Archive for Lily Tomlin

Forbidden Divas: May I Use Your Ocean?

Posted in FILM with tags , , , , , , , on July 10, 2019 by dcairns

David Melville Wingrove returns with another, and particularly extreme, shameful pleasure from the more disreputable vaults of film history…

FORBIDDEN DIVAS

May I Use Your Ocean?

“I’ve never had cheap sex before. I was sort of looking forward to it.”

–          Lily Tomlin to John Travolta, Moment by Moment

“We all have ideas,” says Lily Tomlin’s gal pal several aeons into the trash classic Moment by Moment (1978). “Sometimes the real talent is knowing not to do anything with them.” At some point in the late 70s, producer Robert Stigwood had the idea of casting his hot young discovery John Travolta in a steamy tale of intergenerational romance with the alternative comedienne and would-be film star Lily Tomlin. The movie was written and directed on a vast budget by Tomlin’s life and production partner Jane Wagner, who had never directed a movie before and has – oddly enough – never directed another movie since. The result was a critical and box-office bomb of apocalyptic proportions, one that almost ended the careers of everybody involved with it only a few years after they began. What is astonishing to realise today is that…yes, Moment by Moment actually is as bad as critics and audiences in the 70s thought it was. That being said, it is still a vastly more enjoyable movie than Saturday Night Fever or Grease.

In a truly inspired stroke of miscasting, the sassy and sparky Tomlin plays a bored and blasé Beverly Hills housewife who is starting to find her life a bit empty.

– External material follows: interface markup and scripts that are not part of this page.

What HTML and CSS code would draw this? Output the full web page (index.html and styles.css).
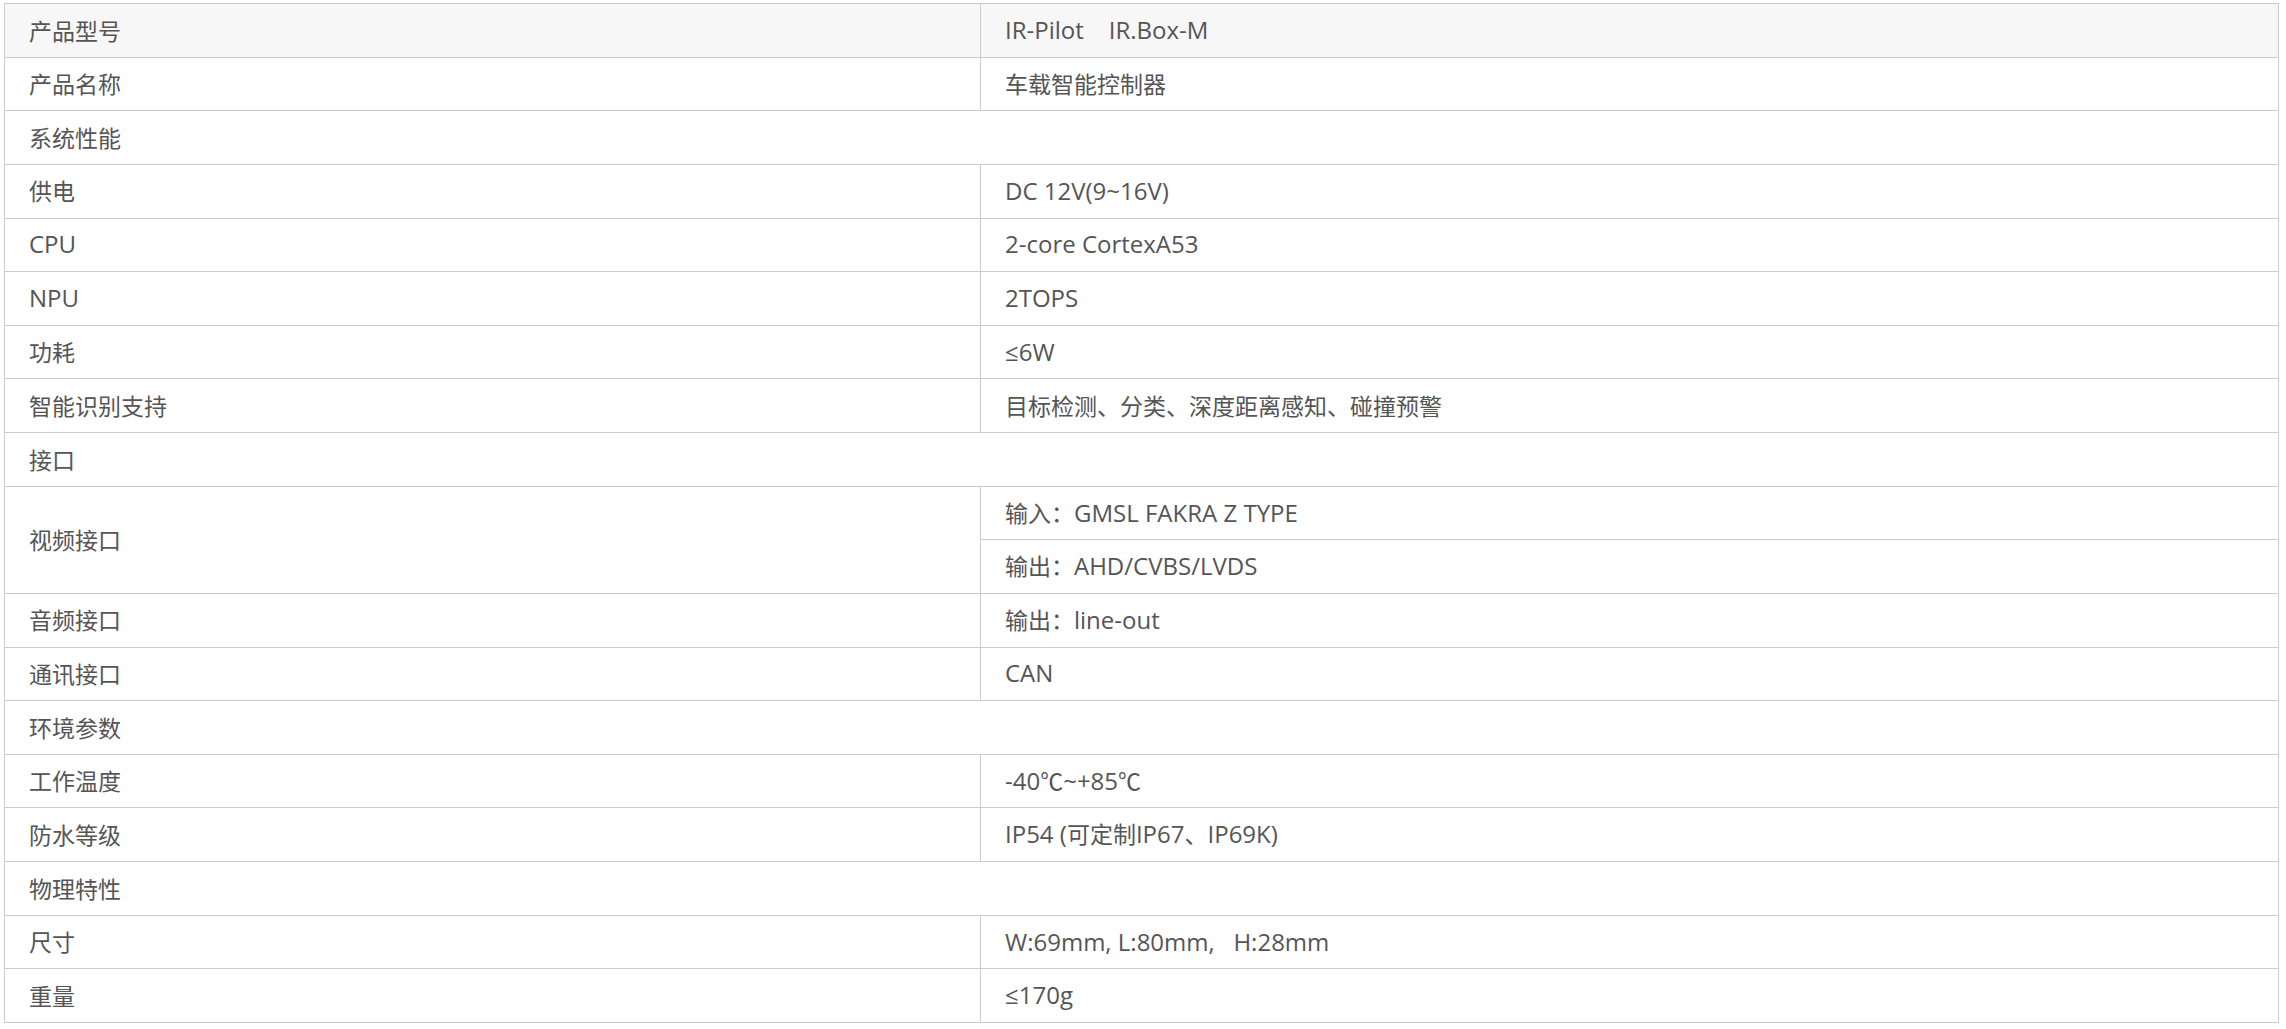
FILE: index.html
```html
<!DOCTYPE html>
<html lang="zh-CN">
<head>
<meta charset="utf-8">
<title>产品参数</title>
<link rel="stylesheet" href="styles.css">
</head>
<body>
<table class="spec">
  <colgroup><col class="c1"><col class="c2"></colgroup>
  <tbody>
    <tr class="head"><td>产品型号</td><td><span class="en">IR-Pilot&nbsp;&nbsp;&nbsp; IR.Box-M</span></td></tr>
    <tr><td>产品名称</td><td>车载智能控制器</td></tr>
    <tr><td colspan="2">系统性能</td></tr>
    <tr><td>供电</td><td><span class="en">DC 12V(9~16V)</span></td></tr>
    <tr><td><span class="en">CPU</span></td><td><span class="en">2-core CortexA53</span></td></tr>
    <tr><td><span class="en">NPU</span></td><td><span class="en">2TOPS</span></td></tr>
    <tr><td>功耗</td><td><span class="en">≤6W</span></td></tr>
    <tr><td>智能识别支持</td><td>目标检测、分类、深度距离感知、碰撞预警</td></tr>
    <tr><td colspan="2">接口</td></tr>
    <tr><td rowspan="2">视频接口</td><td>输入：<span class="en">GMSL FAKRA Z TYPE</span></td></tr>
    <tr><td>输出：<span class="en">AHD/CVBS/LVDS</span></td></tr>
    <tr><td>音频接口</td><td>输出：<span class="en">line-out</span></td></tr>
    <tr><td>通讯接口</td><td><span class="en">CAN</span></td></tr>
    <tr><td colspan="2">环境参数</td></tr>
    <tr><td>工作温度</td><td><span class="en">-40</span>℃<span class="en">~+85</span>℃</td></tr>
    <tr><td>防水等级</td><td><span class="en">IP54 (</span>可定制<span class="en">IP67</span>、<span class="en">IP69K)</span></td></tr>
    <tr><td colspan="2">物理特性</td></tr>
    <tr><td>尺寸</td><td><span class="en">W:69mm, L:80mm,&nbsp;&nbsp; H:28mm</span></td></tr>
    <tr><td>重量</td><td><span class="en">≤170g</span></td></tr>
  </tbody>
</table>
</body>
</html>
```
FILE: styles.css
```css
html, body {
  margin: 0;
  padding: 0;
  background: #fff;
}
body {
  padding: 3px 0 0 4px;
  font-family: "Noto Sans CJK SC", sans-serif;
  color: #555;
}
.spec {
  width: 2275px;
  border-collapse: collapse;
  table-layout: fixed;
  font-size: 23px;
}
.c1 { width: 976px; }
.spec td {
  border: 1px solid #ccc;
  height: 53.63px;
  padding: 0 24px;
  box-sizing: border-box;
  vertical-align: middle;
  line-height: 1.2;
  white-space: nowrap;
}
.spec .en {
  font-family: "Open Sans", "Noto Sans CJK SC", sans-serif;
  font-size: 24px;
}
.spec .head td {
  background: #f7f7f7;
}
```
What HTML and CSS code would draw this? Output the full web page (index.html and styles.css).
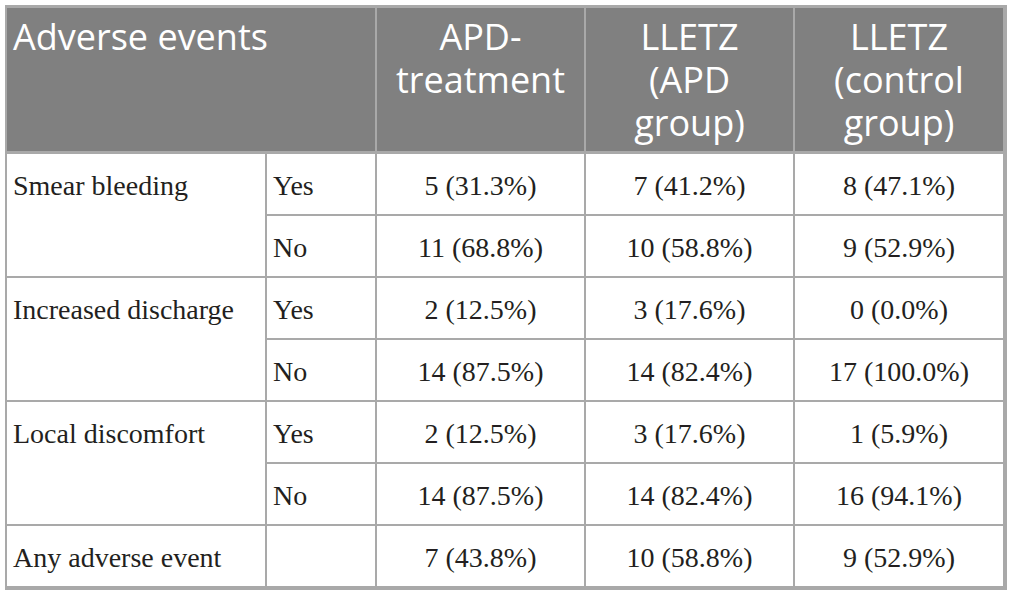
FILE: index.html
```html
<!DOCTYPE html>
<html lang="en">
<head>
<meta charset="utf-8">
<title>Adverse events</title>
<link rel="stylesheet" href="styles.css">
</head>
<body>
<div class="page">
<table class="events">
  <colgroup>
    <col class="c-label">
    <col class="c-answer">
    <col class="c-num">
    <col class="c-num">
    <col class="c-num-last">
  </colgroup>
  <thead>
    <tr>
      <th colspan="2" class="h-left">Adverse events</th>
      <th>APD-<br>treatment</th>
      <th>LLETZ<br>(APD<br>group)</th>
      <th class="last">LLETZ<br>(control<br>group)</th>
    </tr>
  </thead>
  <tbody>
    <tr>
      <td rowspan="2" class="label">Smear bleeding</td>
      <td class="ans">Yes</td>
      <td class="num">5 (31.3%)</td>
      <td class="num">7 (41.2%)</td>
      <td class="num last">8 (47.1%)</td>
    </tr>
    <tr>
      <td class="ans">No</td>
      <td class="num">11 (68.8%)</td>
      <td class="num">10 (58.8%)</td>
      <td class="num last">9 (52.9%)</td>
    </tr>
    <tr>
      <td rowspan="2" class="label">Increased discharge</td>
      <td class="ans">Yes</td>
      <td class="num">2 (12.5%)</td>
      <td class="num">3 (17.6%)</td>
      <td class="num last">0 (0.0%)</td>
    </tr>
    <tr>
      <td class="ans">No</td>
      <td class="num">14 (87.5%)</td>
      <td class="num">14 (82.4%)</td>
      <td class="num last">17 (100.0%)</td>
    </tr>
    <tr>
      <td rowspan="2" class="label">Local discomfort</td>
      <td class="ans">Yes</td>
      <td class="num">2 (12.5%)</td>
      <td class="num">3 (17.6%)</td>
      <td class="num last">1 (5.9%)</td>
    </tr>
    <tr>
      <td class="ans">No</td>
      <td class="num">14 (87.5%)</td>
      <td class="num">14 (82.4%)</td>
      <td class="num last">16 (94.1%)</td>
    </tr>
    <tr class="final">
      <td class="label">Any adverse event</td>
      <td class="ans"></td>
      <td class="num">7 (43.8%)</td>
      <td class="num">10 (58.8%)</td>
      <td class="num last">9 (52.9%)</td>
    </tr>
  </tbody>
</table>
</div>
</body>
</html>
```
FILE: styles.css
```css
html, body {
  margin: 0;
  padding: 0;
  background: #ffffff;
}

.page {
  padding: 5px 0 0 5px;
}

.events {
  border-collapse: separate;
  border-spacing: 0;
  table-layout: fixed;
  width: 1002px;
  border-left: 2px solid #a9a9a9;
  border-top: 3px solid #a9a9a9;
  border-right: 4px solid #a9a9a9;
  border-bottom: 4px solid #a9a9a9;
}

.c-label { width: 260px; }
.c-answer { width: 110px; }
.c-num { width: 209px; }
.c-num-last { width: 208px; }

.events th {
  background: #808080;
  color: #ffffff;
  font-family: "Open Sans", "Noto Sans", sans-serif;
  font-weight: 400;
  font-size: 36px;
  line-height: 43px;
  height: 129px;
  padding: 7px 6px 7px 6px;
  text-align: center;
  vertical-align: top;
  border-right: 2px solid #a9a9a9;
  border-bottom: 3px solid #a9a9a9;
}

.events th.h-left {
  text-align: left;
}

.events th.last {
  border-right: none;
}

.events td {
  font-family: "Liberation Serif", "Times New Roman", serif;
  font-size: 28px;
  line-height: 32px;
  color: #231f20;
  height: 32px;
  padding: 16px 6px 12px 6px;
  vertical-align: top;
  border-right: 2px solid #a9a9a9;
  border-bottom: 2px solid #a9a9a9;
  white-space: nowrap;
}

.events td.num {
  text-align: center;
}

.events td.last {
  border-right: none;
}

.events tr.final td {
  border-bottom: none;
}
```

OK, she drives a stylish silver-grey Mercedes and owns a palatial beach house in Malibu that is exquisitely decorated in stripped pine and muted tones of white and beige. (It boasts the single best fireplace I have ever seen in any film.) She has an adorable white Maltese dog called Scamp – who gives the most assured and convincing performance in the film by a long chalk – and spends her time shopping at Gucci and Hermès and other fancy stores along Rodeo Drive. But truly, what is life when one is lonely and neglected and unloved? Lily’s husband, a construction tycoon, is boffing a girl young enough to be their daughter. Her name is Stacy and she resembles a giant animatronic Barbie doll. Poor bereft Lily breaks down in tears every time she thinks about it; be warned that she appears to think of very little else. But it has never occurred to her (incredibly) that she might commit any sexual indiscretion of her own.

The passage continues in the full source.